Kern-Scheerer said that she assisted families and individuals with the immigration process. Many were at various stages in the process, from having filed no visa paperwork to some having their green cards by the time they touched down.
Part of her work was going through the legal options with refugees and walking them through the paperwork with the help of a volunteer interpreter.
“There are a lot of challenges in this situation and plus, you know, we have a population that has been and is experiencing something very traumatic,” said Kern-Scheerer.
Though many were still understandably in shock, she said the atmosphere was calm and children appeared happy and cared for.
Commonwealth Catholic Charities, which has seven locations across Virginia, including one in Newport News, provides refugee resettlement services. Local resettlements on the Peninsula are being coordinated through the Newport News office.
According to their website, CCC is an “affiliate of the United States Conference of Catholic Bishops and one of only nine resettlement agencies with a cooperative agreement with the Department of State.”
CCC has been assisting with Afghan resettlement efforts at Fort Lee since early August, according to Brown.
“We were really on the ground, helping to provide cultural orientation, explain to people what’s happening and what process they were going to be asked to go through before being allowed to move forward to their final destinations,” said Brown.

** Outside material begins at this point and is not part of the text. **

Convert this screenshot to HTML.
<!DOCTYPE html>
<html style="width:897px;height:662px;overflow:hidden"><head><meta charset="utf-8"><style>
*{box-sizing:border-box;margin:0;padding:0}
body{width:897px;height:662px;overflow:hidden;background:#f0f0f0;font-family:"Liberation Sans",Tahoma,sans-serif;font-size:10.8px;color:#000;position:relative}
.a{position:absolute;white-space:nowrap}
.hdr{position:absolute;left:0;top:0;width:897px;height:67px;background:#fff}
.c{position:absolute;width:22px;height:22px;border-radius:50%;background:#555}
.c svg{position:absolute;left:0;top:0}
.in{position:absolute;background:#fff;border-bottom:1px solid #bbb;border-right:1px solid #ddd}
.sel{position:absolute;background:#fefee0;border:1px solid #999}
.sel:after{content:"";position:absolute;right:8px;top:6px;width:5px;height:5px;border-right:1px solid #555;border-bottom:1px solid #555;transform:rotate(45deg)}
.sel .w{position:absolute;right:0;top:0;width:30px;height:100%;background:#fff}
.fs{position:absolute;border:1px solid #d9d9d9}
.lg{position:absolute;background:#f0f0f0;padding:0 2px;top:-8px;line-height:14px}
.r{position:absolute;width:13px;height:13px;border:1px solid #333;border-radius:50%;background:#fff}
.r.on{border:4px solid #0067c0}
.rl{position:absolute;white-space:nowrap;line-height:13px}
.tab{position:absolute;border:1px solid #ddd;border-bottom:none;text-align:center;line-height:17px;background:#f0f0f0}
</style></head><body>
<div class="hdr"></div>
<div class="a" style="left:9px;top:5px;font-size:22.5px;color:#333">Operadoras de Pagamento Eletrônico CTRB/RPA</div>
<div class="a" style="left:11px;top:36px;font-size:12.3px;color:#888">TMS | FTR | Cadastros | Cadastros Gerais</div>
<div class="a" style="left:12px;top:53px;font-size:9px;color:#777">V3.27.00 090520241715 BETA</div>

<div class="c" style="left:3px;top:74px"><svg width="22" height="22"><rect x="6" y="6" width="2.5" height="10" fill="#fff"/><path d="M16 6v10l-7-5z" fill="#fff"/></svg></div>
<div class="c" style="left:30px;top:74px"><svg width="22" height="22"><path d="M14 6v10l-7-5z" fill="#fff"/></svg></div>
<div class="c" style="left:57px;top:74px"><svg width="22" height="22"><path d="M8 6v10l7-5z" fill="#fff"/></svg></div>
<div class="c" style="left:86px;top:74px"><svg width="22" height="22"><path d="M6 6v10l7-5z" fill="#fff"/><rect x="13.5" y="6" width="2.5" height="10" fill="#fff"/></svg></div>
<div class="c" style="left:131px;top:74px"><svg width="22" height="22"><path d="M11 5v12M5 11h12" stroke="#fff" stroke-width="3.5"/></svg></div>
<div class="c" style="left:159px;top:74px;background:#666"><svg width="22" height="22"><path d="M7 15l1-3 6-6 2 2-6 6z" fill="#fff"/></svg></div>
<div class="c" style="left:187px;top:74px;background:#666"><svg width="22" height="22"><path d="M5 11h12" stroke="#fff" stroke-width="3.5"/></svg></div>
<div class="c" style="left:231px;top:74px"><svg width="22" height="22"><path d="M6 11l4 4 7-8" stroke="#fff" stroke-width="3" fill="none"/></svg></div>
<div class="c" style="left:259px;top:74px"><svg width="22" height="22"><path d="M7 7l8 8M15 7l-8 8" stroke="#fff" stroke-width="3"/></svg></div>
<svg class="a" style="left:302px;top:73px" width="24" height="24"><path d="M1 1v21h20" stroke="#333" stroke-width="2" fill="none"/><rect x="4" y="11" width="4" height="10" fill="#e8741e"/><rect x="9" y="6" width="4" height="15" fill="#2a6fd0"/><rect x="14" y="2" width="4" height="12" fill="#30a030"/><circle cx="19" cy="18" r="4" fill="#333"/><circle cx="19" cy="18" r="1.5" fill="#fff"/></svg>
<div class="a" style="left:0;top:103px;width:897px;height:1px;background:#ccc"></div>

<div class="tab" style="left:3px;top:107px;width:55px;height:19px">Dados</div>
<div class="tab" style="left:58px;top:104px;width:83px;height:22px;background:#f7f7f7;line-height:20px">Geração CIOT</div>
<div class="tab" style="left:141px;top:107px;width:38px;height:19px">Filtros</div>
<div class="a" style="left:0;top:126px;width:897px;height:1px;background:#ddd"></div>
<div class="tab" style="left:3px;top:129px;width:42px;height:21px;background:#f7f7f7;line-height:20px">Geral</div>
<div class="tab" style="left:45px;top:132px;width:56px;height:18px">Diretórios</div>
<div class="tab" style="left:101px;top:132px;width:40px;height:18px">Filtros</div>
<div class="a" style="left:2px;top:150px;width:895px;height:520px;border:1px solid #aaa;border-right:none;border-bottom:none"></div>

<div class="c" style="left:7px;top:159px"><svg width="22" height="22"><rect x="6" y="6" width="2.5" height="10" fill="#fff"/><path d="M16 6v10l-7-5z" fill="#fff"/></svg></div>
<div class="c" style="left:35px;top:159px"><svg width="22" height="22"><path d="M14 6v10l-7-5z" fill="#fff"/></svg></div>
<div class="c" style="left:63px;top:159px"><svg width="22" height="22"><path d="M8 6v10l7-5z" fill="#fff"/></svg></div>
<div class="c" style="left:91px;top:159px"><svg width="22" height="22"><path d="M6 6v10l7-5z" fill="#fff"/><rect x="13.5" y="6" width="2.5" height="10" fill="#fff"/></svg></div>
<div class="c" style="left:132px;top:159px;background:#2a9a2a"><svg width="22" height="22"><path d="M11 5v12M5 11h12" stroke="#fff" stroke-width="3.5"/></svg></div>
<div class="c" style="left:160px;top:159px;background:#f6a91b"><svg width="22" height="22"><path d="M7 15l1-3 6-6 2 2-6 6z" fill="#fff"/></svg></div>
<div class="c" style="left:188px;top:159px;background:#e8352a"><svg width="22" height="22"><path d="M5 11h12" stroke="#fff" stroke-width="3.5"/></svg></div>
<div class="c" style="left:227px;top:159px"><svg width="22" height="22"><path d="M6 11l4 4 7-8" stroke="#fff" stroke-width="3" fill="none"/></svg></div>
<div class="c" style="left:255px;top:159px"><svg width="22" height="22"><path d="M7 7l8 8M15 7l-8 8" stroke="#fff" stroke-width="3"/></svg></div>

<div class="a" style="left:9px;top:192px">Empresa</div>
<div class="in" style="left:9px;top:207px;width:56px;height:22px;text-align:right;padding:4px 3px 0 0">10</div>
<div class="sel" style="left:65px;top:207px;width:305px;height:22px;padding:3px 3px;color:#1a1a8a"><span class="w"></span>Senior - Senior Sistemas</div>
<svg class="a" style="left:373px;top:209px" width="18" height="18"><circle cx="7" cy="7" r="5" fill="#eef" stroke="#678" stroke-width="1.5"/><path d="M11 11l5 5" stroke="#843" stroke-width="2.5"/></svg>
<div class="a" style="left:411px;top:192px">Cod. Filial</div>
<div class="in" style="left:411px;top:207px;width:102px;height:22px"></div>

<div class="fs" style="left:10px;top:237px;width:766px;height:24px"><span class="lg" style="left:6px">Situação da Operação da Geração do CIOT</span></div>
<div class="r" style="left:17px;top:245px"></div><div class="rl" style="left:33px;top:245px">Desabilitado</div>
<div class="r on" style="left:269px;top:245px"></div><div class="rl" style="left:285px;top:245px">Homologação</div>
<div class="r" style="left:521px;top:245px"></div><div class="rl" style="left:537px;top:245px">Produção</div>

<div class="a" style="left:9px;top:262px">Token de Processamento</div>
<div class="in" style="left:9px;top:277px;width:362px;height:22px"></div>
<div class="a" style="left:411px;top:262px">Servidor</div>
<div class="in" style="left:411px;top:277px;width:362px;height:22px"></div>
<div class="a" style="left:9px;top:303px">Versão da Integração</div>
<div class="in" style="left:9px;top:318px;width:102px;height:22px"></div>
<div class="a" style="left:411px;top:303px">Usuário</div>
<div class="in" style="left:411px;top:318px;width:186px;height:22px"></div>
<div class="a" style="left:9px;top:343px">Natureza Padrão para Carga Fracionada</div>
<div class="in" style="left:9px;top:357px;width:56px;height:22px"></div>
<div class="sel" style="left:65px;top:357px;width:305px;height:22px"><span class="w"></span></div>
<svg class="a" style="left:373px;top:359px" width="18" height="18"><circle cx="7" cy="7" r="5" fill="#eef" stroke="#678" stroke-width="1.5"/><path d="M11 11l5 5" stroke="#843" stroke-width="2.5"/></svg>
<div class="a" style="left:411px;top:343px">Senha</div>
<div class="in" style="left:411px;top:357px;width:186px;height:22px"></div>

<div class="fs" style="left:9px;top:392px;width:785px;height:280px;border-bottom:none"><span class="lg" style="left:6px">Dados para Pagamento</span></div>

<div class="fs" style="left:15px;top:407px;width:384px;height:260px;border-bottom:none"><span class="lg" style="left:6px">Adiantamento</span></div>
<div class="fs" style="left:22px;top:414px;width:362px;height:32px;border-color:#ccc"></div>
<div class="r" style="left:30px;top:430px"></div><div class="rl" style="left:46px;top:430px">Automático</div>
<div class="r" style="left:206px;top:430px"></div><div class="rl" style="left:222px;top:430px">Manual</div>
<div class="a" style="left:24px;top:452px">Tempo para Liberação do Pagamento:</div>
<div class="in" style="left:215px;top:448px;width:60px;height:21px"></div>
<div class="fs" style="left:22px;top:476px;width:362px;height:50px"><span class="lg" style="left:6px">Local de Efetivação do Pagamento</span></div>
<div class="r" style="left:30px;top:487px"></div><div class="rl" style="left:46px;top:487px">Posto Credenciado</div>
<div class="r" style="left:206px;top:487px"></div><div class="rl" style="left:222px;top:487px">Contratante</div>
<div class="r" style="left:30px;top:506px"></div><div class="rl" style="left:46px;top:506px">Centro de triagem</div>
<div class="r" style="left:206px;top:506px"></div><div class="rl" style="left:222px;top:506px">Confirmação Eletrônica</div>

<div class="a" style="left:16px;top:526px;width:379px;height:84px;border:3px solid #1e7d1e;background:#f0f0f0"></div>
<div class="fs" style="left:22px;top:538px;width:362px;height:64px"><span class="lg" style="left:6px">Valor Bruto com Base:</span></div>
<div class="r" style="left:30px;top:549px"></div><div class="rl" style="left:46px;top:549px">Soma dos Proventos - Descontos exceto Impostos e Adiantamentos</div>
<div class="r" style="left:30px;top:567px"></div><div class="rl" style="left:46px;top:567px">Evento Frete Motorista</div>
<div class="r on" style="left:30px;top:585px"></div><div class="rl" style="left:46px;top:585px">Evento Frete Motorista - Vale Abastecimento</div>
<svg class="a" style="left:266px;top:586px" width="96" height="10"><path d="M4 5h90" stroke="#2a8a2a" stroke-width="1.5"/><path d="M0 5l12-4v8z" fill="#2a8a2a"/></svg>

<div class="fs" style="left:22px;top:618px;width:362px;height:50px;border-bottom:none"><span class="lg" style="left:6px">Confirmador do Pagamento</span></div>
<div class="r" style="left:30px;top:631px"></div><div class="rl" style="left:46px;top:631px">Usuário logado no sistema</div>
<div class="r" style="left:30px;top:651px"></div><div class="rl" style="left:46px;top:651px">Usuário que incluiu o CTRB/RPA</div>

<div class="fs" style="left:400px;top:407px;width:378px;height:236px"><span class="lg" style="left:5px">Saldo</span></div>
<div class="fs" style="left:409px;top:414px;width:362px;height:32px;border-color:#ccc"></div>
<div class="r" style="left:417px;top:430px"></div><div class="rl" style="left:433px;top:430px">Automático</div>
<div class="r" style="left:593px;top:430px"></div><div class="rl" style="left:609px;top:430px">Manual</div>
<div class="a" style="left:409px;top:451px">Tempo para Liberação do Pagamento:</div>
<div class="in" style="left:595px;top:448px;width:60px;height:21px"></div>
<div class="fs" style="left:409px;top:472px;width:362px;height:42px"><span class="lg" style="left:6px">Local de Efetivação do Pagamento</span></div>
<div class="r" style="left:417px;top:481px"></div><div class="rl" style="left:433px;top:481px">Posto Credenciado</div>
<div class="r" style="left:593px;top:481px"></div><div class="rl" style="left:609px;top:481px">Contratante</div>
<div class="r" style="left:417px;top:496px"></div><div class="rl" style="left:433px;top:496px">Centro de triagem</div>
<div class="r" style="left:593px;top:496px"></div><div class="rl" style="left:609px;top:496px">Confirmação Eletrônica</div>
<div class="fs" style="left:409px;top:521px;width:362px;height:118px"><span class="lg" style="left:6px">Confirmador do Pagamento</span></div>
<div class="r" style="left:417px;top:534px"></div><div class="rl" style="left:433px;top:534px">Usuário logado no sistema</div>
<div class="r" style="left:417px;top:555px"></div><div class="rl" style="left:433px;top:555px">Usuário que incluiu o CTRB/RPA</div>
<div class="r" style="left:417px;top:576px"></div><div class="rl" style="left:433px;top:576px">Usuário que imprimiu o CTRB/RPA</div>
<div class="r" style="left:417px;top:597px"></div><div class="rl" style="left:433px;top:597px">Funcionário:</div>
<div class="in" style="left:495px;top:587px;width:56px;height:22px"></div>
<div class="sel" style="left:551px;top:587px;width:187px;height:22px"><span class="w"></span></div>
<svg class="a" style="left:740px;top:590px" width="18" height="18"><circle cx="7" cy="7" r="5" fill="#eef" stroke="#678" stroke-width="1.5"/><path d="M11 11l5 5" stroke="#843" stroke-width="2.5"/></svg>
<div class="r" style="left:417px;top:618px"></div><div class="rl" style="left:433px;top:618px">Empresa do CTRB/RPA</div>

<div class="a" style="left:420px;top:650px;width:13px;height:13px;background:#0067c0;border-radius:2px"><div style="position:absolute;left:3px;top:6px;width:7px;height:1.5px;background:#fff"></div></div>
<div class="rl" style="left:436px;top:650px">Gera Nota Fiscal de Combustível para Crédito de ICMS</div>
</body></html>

As part of their resettlement services, they help provide Afghan families with housing placement, school enrollment, health and language support, and education and employment services.

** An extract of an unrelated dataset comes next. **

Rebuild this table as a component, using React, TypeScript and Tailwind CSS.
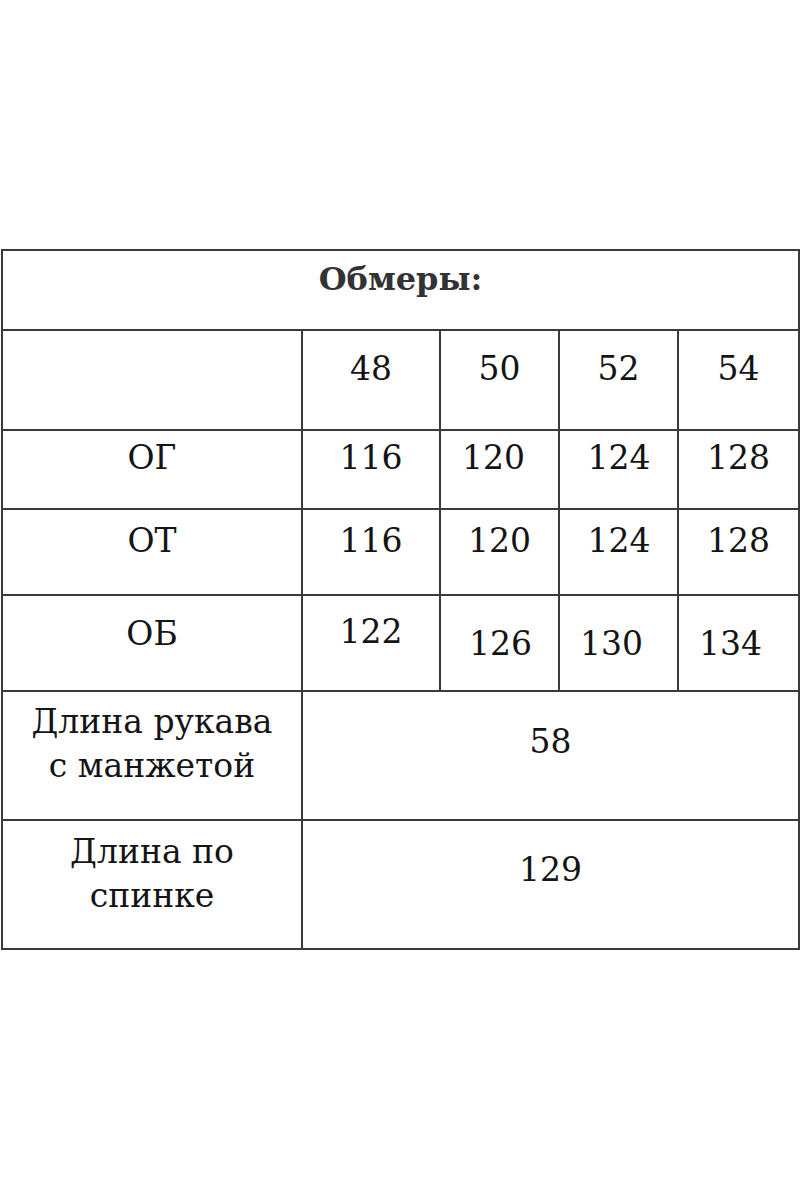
import React from "react";

const font = { fontFamily: '"DejaVu Serif", "Liberation Serif", serif' };

export default function App() {
  const b = "border-2 border-[#3a3a3a] align-top p-0";
  return (
    <div className="w-[800px] h-[1200px] bg-white pt-[249px] pl-[1px]" style={font}>
      <table className="table-fixed border-collapse w-[797px] text-[#141414] text-[33px] leading-[44px]">
        <colgroup>
          <col className="w-[300px]" />
          <col className="w-[138px]" />
          <col className="w-[119px]" />
          <col className="w-[119px]" />
          <col className="w-[121px]" />
        </colgroup>
        <tbody>
          <tr className="h-[80px]">
            <td colSpan={5} className={b}>
              <div className="pt-[6px] text-center font-bold text-[#333] text-[32px]">Обмеры:</div>
            </td>
          </tr>
          <tr className="h-[100px]">
            <td className={b}></td>
            <td className={b}><div className="pt-[16px] text-center">48</div></td>
            <td className={b}><div className="pt-[16px] text-center">50</div></td>
            <td className={b}><div className="pt-[16px] text-center">52</div></td>
            <td className={b}><div className="pt-[16px] text-center">54</div></td>
          </tr>
          <tr className="h-[79px]">
            <td className={b}><div className="pt-[5px] text-center">ОГ</div></td>
            <td className={b}><div className="pt-[5px] text-center">116</div></td>
            <td className={b}><div className="pt-[5px] text-center pr-[12px]">120</div></td>
            <td className={b}><div className="pt-[5px] text-center pl-[1px]">124</div></td>
            <td className={b}><div className="pt-[5px] text-center">128</div></td>
          </tr>
          <tr className="h-[86px]">
            <td className={b}><div className="pt-[9px] text-center">ОТ</div></td>
            <td className={b}><div className="pt-[9px] text-center">116</div></td>
            <td className={b}><div className="pt-[9px] text-center">120</div></td>
            <td className={b}><div className="pt-[9px] text-center pl-[1px]">124</div></td>
            <td className={b}><div className="pt-[9px] text-center">128</div></td>
          </tr>
          <tr className="h-[96px]">
            <td className={b}><div className="pt-[16px] text-center">ОБ</div></td>
            <td className={b}><div className="pt-[14px] text-center">122</div></td>
            <td className={b}><div className="pt-[26px] text-center pl-[2px]">126</div></td>
            <td className={b}><div className="pt-[26px] text-center pr-[14px]">130</div></td>
            <td className={b}><div className="pt-[26px] text-center pr-[16px]">134</div></td>
          </tr>
          <tr className="h-[129px]">
            <td className={b}>
              <div className="pt-[8px] text-center">Длина рукава<br />с манжетой</div>
            </td>
            <td colSpan={4} className={b}>
              <div className="pt-[28px] text-center">58</div>
            </td>
          </tr>
          <tr className="h-[129px]">
            <td className={b}>
              <div className="pt-[9px] text-center">Длина по<br />спинке</div>
            </td>
            <td colSpan={4} className={b}>
              <div className="pt-[27px] text-center">129</div>
            </td>
          </tr>
        </tbody>
      </table>
    </div>
  );
}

As for how people can help, Brown said CCC is in need of financial assistance, household supply donations, and volunteers to help assist with setting up apartments, coordinating, and more. He also said they need employers and landlords or individuals with housing units that will work with them to provide housing and employment.
“The message that we really want to send is that we’ve got a long way to go, and we’re going to need continued support to really make sure that this … new part of our community is able to be successful,” said Brown.